Tea Party freshman Rep. Joe Heck (R-NV) is furiously backpedaling today after he was caught on video calling Social Security a “pyramid scheme” that “isn’t working.” While speaking to a group of constituents about his approval for plans that would radically change beloved American entitlement programs, Heck had this to say about the country’s most important social safety net:

HECK: The kid who’s 18 years old — should that kid have to work to age 70? I don’t know but that could be a possibility to try to make this program work. Because look — Social Security started in 1935. … Fast forward to now. Full retirement age is 67 and the life span is 80. So when they first conceived Social Security they didn’t think they were going to be paying benefits for 13, 15 years. That’s one of the reasons why this pyramid scheme isn’t working.

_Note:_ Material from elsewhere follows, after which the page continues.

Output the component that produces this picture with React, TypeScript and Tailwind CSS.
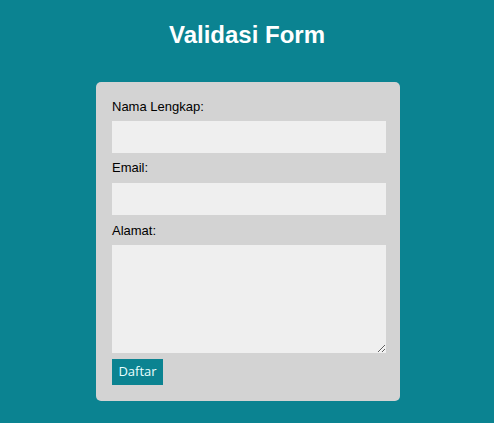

Watch the video, courtesy of Americans United for Change:

Heck’s words touched off an instant uproar among his constituents, who immediately began shouting him down and challenging his disparaging characterization. He also falsely claimed at the outset of his remarks: “No one is talking about raising the retirement age.” Heck appears to be the latest Republican to take his talking points directly from the Tea Party group FreedomWorks, run by former House Majority Leader Dick Armey (R). At a conference for conservative activists, Armey called Social Security a “Ponzi scheme” that steals people’s money “under false pretenses.”


Nevada journalist Jon Ralston reported that Heck has been trying to walk back his comments. Heck first said, “I regret that I misspoke” and added, “Those who have followed my position know that I am fully committed to protecting the promise of Social Security.”

Contrary to Heck’s opinion, Social Security has actually worked amazingly well since its inception, lifting millions of disabled and senior citizens out of poverty. It remains indispensable: the median income for senior households is $24,000, and Social Security provides the majority of income for two-thirds of our elderly.

Despite numerous polls and an electoral upset that illustrate just how unpopular their position is, Republicans can’t seem to take the hint that Americans overwhelmingly like and depend on entitlement programs like Social Security and Medicare. After paying into them their entire careers, Americans expect these programs to remain intact to support them when they need it. There is simply no appetite for Republican efforts to abolish them, or tolerance for lawmakers who disparage them. Yet congressional Republicans remain defiant to public opinion and are sticking with their plans to end Medicare.